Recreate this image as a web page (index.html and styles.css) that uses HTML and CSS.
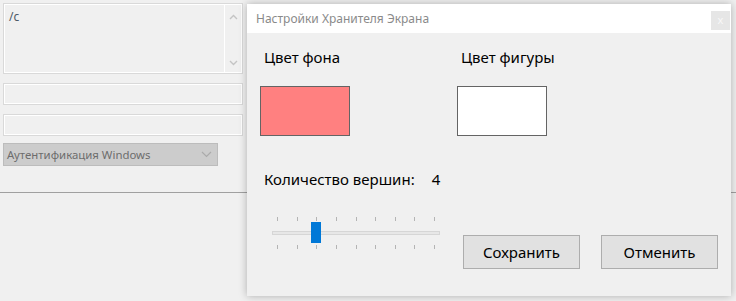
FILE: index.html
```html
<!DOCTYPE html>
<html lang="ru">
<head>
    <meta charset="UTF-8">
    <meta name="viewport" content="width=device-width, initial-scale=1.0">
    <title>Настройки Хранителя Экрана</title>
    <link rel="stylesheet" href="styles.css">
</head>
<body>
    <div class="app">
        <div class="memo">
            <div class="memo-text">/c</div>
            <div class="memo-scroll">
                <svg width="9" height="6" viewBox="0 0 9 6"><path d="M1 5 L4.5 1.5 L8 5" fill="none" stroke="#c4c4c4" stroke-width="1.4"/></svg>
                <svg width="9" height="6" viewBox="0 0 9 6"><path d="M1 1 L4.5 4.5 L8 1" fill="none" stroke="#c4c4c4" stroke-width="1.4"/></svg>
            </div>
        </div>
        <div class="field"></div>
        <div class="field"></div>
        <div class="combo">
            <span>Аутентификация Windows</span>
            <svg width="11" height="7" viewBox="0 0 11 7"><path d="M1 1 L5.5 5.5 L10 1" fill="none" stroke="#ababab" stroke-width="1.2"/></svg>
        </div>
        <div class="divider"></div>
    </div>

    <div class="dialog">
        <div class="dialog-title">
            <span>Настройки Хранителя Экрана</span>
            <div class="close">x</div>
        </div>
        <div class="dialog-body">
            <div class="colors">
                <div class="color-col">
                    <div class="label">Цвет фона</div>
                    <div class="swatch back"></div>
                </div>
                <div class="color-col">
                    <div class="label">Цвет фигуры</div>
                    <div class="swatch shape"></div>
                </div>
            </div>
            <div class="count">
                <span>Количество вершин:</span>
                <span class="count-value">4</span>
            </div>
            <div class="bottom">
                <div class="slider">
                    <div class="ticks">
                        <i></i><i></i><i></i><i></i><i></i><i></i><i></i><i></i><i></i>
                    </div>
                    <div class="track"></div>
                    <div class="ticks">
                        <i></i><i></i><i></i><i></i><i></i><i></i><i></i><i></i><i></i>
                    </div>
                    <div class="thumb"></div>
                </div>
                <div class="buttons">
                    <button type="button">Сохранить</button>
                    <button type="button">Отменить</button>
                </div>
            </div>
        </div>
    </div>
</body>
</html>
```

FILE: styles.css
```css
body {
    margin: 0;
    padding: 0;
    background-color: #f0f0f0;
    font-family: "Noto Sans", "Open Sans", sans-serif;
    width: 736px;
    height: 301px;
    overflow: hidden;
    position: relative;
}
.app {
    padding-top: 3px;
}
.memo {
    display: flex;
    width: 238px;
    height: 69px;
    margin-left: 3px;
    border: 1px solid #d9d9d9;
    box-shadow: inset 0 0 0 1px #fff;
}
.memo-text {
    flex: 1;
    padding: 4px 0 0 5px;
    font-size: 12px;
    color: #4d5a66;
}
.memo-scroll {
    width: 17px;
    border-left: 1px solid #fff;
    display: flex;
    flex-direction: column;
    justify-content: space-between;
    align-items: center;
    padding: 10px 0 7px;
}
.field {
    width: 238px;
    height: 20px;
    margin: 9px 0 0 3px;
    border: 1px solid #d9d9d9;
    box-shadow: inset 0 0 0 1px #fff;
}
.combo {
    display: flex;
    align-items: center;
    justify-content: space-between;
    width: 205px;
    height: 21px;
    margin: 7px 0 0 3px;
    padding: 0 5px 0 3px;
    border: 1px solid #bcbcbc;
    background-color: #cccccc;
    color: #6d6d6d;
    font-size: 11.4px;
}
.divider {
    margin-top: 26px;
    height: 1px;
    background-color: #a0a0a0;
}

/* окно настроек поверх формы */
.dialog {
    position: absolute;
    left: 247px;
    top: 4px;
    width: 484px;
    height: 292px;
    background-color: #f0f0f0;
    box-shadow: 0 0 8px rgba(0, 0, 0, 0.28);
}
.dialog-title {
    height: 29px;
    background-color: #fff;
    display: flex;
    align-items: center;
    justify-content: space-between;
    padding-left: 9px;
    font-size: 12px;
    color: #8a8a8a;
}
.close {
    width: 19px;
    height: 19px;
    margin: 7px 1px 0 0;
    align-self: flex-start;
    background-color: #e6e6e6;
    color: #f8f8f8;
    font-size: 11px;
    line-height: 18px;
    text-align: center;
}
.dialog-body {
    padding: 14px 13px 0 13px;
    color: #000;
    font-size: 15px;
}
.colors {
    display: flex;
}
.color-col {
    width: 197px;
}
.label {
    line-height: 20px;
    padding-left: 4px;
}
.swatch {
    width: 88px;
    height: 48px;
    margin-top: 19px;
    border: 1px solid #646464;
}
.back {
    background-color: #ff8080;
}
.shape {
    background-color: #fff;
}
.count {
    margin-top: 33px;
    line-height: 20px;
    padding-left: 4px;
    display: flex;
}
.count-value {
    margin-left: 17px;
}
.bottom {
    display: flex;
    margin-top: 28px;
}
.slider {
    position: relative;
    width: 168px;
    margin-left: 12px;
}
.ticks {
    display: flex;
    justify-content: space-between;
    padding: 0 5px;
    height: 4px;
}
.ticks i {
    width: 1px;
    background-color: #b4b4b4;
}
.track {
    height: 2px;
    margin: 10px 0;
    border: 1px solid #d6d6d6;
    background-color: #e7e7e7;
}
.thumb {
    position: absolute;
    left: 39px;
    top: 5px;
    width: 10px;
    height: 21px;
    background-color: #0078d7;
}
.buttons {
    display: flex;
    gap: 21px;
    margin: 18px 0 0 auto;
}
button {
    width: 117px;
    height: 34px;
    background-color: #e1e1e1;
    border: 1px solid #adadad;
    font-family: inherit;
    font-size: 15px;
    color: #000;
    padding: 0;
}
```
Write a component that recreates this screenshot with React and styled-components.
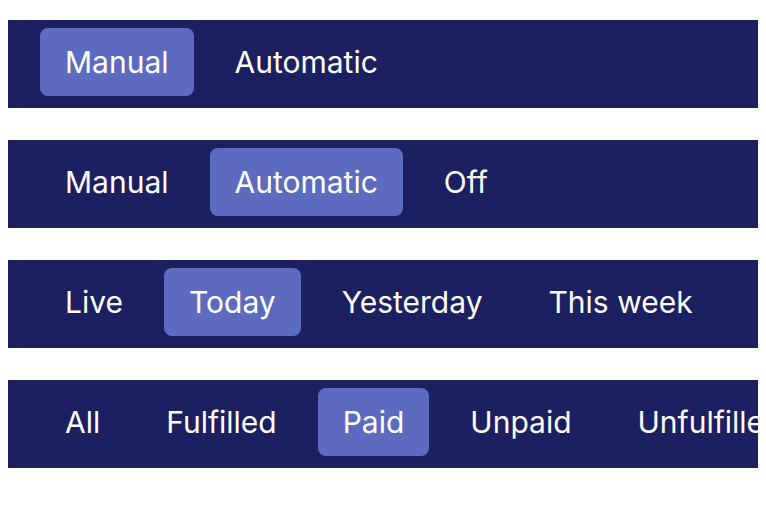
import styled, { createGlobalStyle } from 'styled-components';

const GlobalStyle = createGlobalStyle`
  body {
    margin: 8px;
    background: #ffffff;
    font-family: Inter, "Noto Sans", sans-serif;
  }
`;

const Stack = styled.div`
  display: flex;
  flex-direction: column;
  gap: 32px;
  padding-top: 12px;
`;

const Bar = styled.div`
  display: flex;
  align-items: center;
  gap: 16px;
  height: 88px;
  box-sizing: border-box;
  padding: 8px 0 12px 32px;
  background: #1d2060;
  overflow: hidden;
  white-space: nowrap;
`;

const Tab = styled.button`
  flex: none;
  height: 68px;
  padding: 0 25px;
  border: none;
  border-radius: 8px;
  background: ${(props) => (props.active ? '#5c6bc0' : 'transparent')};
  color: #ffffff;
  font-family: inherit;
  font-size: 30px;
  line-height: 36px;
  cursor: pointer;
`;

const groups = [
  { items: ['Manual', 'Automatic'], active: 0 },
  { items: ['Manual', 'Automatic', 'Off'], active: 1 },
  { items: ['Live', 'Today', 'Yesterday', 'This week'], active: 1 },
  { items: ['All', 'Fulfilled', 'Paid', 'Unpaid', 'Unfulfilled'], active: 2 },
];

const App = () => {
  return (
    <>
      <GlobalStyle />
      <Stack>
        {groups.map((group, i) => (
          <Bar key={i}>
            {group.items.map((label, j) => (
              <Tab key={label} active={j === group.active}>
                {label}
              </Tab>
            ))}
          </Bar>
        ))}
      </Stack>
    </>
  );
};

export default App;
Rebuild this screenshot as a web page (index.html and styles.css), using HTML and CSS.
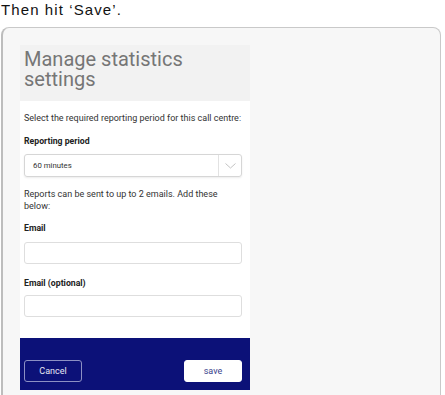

:: EXERCISE DETAILS ::
All entries are to be retyped exactly. Omit any embedded images.

:: EXERCISE ANSWER ::
Recreate this image as a web page (index.html and styles.css) that uses HTML and CSS.
FILE: index.html
```html
<!DOCTYPE html>
<html lang="ru">
<head>
    <meta charset="UTF-8">
    <meta name="viewport" content="width=device-width, initial-scale=1.0">
    <title>Настройки Хранителя Экрана</title>
    <link rel="stylesheet" href="styles.css">
</head>
<body>
    <div class="app">
        <div class="memo">
            <div class="memo-text">/c</div>
            <div class="memo-scroll">
                <svg width="9" height="6" viewBox="0 0 9 6"><path d="M1 5 L4.5 1.5 L8 5" fill="none" stroke="#c4c4c4" stroke-width="1.4"/></svg>
                <svg width="9" height="6" viewBox="0 0 9 6"><path d="M1 1 L4.5 4.5 L8 1" fill="none" stroke="#c4c4c4" stroke-width="1.4"/></svg>
            </div>
        </div>
        <div class="field"></div>
        <div class="field"></div>
        <div class="combo">
            <span>Аутентификация Windows</span>
            <svg width="11" height="7" viewBox="0 0 11 7"><path d="M1 1 L5.5 5.5 L10 1" fill="none" stroke="#ababab" stroke-width="1.2"/></svg>
        </div>
        <div class="divider"></div>
    </div>

    <div class="dialog">
        <div class="dialog-title">
            <span>Настройки Хранителя Экрана</span>
            <div class="close">x</div>
        </div>
        <div class="dialog-body">
            <div class="colors">
                <div class="color-col">
                    <div class="label">Цвет фона</div>
                    <div class="swatch back"></div>
                </div>
                <div class="color-col">
                    <div class="label">Цвет фигуры</div>
                    <div class="swatch shape"></div>
                </div>
            </div>
            <div class="count">
                <span>Количество вершин:</span>
                <span class="count-value">4</span>
            </div>
            <div class="bottom">
                <div class="slider">
                    <div class="ticks">
                        <i></i><i></i><i></i><i></i><i></i><i></i><i></i><i></i><i></i>
                    </div>
                    <div class="track"></div>
                    <div class="ticks">
                        <i></i><i></i><i></i><i></i><i></i><i></i><i></i><i></i><i></i>
                    </div>
                    <div class="thumb"></div>
                </div>
                <div class="buttons">
                    <button type="button">Сохранить</button>
                    <button type="button">Отменить</button>
                </div>
            </div>
        </div>
    </div>
</body>
</html>
```

FILE: styles.css
```css
body {
    margin: 0;
    padding: 0;
    background-color: #f0f0f0;
    font-family: "Noto Sans", "Open Sans", sans-serif;
    width: 736px;
    height: 301px;
    overflow: hidden;
    position: relative;
}
.app {
    padding-top: 3px;
}
.memo {
    display: flex;
    width: 238px;
    height: 69px;
    margin-left: 3px;
    border: 1px solid #d9d9d9;
    box-shadow: inset 0 0 0 1px #fff;
}
.memo-text {
    flex: 1;
    padding: 4px 0 0 5px;
    font-size: 12px;
    color: #4d5a66;
}
.memo-scroll {
    width: 17px;
    border-left: 1px solid #fff;
    display: flex;
    flex-direction: column;
    justify-content: space-between;
    align-items: center;
    padding: 10px 0 7px;
}
.field {
    width: 238px;
    height: 20px;
    margin: 9px 0 0 3px;
    border: 1px solid #d9d9d9;
    box-shadow: inset 0 0 0 1px #fff;
}
.combo {
    display: flex;
    align-items: center;
    justify-content: space-between;
    width: 205px;
    height: 21px;
    margin: 7px 0 0 3px;
    padding: 0 5px 0 3px;
    border: 1px solid #bcbcbc;
    background-color: #cccccc;
    color: #6d6d6d;
    font-size: 11.4px;
}
.divider {
    margin-top: 26px;
    height: 1px;
    background-color: #a0a0a0;
}

/* окно настроек поверх формы */
.dialog {
    position: absolute;
    left: 247px;
    top: 4px;
    width: 484px;
    height: 292px;
    background-color: #f0f0f0;
    box-shadow: 0 0 8px rgba(0, 0, 0, 0.28);
}
.dialog-title {
    height: 29px;
    background-color: #fff;
    display: flex;
    align-items: center;
    justify-content: space-between;
    padding-left: 9px;
    font-size: 12px;
    color: #8a8a8a;
}
.close {
    width: 19px;
    height: 19px;
    margin: 7px 1px 0 0;
    align-self: flex-start;
    background-color: #e6e6e6;
    color: #f8f8f8;
    font-size: 11px;
    line-height: 18px;
    text-align: center;
}
.dialog-body {
    padding: 14px 13px 0 13px;
    color: #000;
    font-size: 15px;
}
.colors {
    display: flex;
}
.color-col {
    width: 197px;
}
.label {
    line-height: 20px;
    padding-left: 4px;
}
.swatch {
    width: 88px;
    height: 48px;
    margin-top: 19px;
    border: 1px solid #646464;
}
.back {
    background-color: #ff8080;
}
.shape {
    background-color: #fff;
}
.count {
    margin-top: 33px;
    line-height: 20px;
    padding-left: 4px;
    display: flex;
}
.count-value {
    margin-left: 17px;
}
.bottom {
    display: flex;
    margin-top: 28px;
}
.slider {
    position: relative;
    width: 168px;
    margin-left: 12px;
}
.ticks {
    display: flex;
    justify-content: space-between;
    padding: 0 5px;
    height: 4px;
}
.ticks i {
    width: 1px;
    background-color: #b4b4b4;
}
.track {
    height: 2px;
    margin: 10px 0;
    border: 1px solid #d6d6d6;
    background-color: #e7e7e7;
}
.thumb {
    position: absolute;
    left: 39px;
    top: 5px;
    width: 10px;
    height: 21px;
    background-color: #0078d7;
}
.buttons {
    display: flex;
    gap: 21px;
    margin: 18px 0 0 auto;
}
button {
    width: 117px;
    height: 34px;
    background-color: #e1e1e1;
    border: 1px solid #adadad;
    font-family: inherit;
    font-size: 15px;
    color: #000;
    padding: 0;
}
```
Write a component that recreates this screenshot with React and styled-components.
import styled, { createGlobalStyle } from 'styled-components';

const GlobalStyle = createGlobalStyle`
  body {
    margin: 8px;
    background: #ffffff;
    font-family: Inter, "Noto Sans", sans-serif;
  }
`;

const Stack = styled.div`
  display: flex;
  flex-direction: column;
  gap: 32px;
  padding-top: 12px;
`;

const Bar = styled.div`
  display: flex;
  align-items: center;
  gap: 16px;
  height: 88px;
  box-sizing: border-box;
  padding: 8px 0 12px 32px;
  background: #1d2060;
  overflow: hidden;
  white-space: nowrap;
`;

const Tab = styled.button`
  flex: none;
  height: 68px;
  padding: 0 25px;
  border: none;
  border-radius: 8px;
  background: ${(props) => (props.active ? '#5c6bc0' : 'transparent')};
  color: #ffffff;
  font-family: inherit;
  font-size: 30px;
  line-height: 36px;
  cursor: pointer;
`;

const groups = [
  { items: ['Manual', 'Automatic'], active: 0 },
  { items: ['Manual', 'Automatic', 'Off'], active: 1 },
  { items: ['Live', 'Today', 'Yesterday', 'This week'], active: 1 },
  { items: ['All', 'Fulfilled', 'Paid', 'Unpaid', 'Unfulfilled'], active: 2 },
];

const App = () => {
  return (
    <>
      <GlobalStyle />
      <Stack>
        {groups.map((group, i) => (
          <Bar key={i}>
            {group.items.map((label, j) => (
              <Tab key={label} active={j === group.active}>
                {label}
              </Tab>
            ))}
          </Bar>
        ))}
      </Stack>
    </>
  );
};

export default App;
Rebuild this screenshot as a web page (index.html and styles.css), using HTML and CSS.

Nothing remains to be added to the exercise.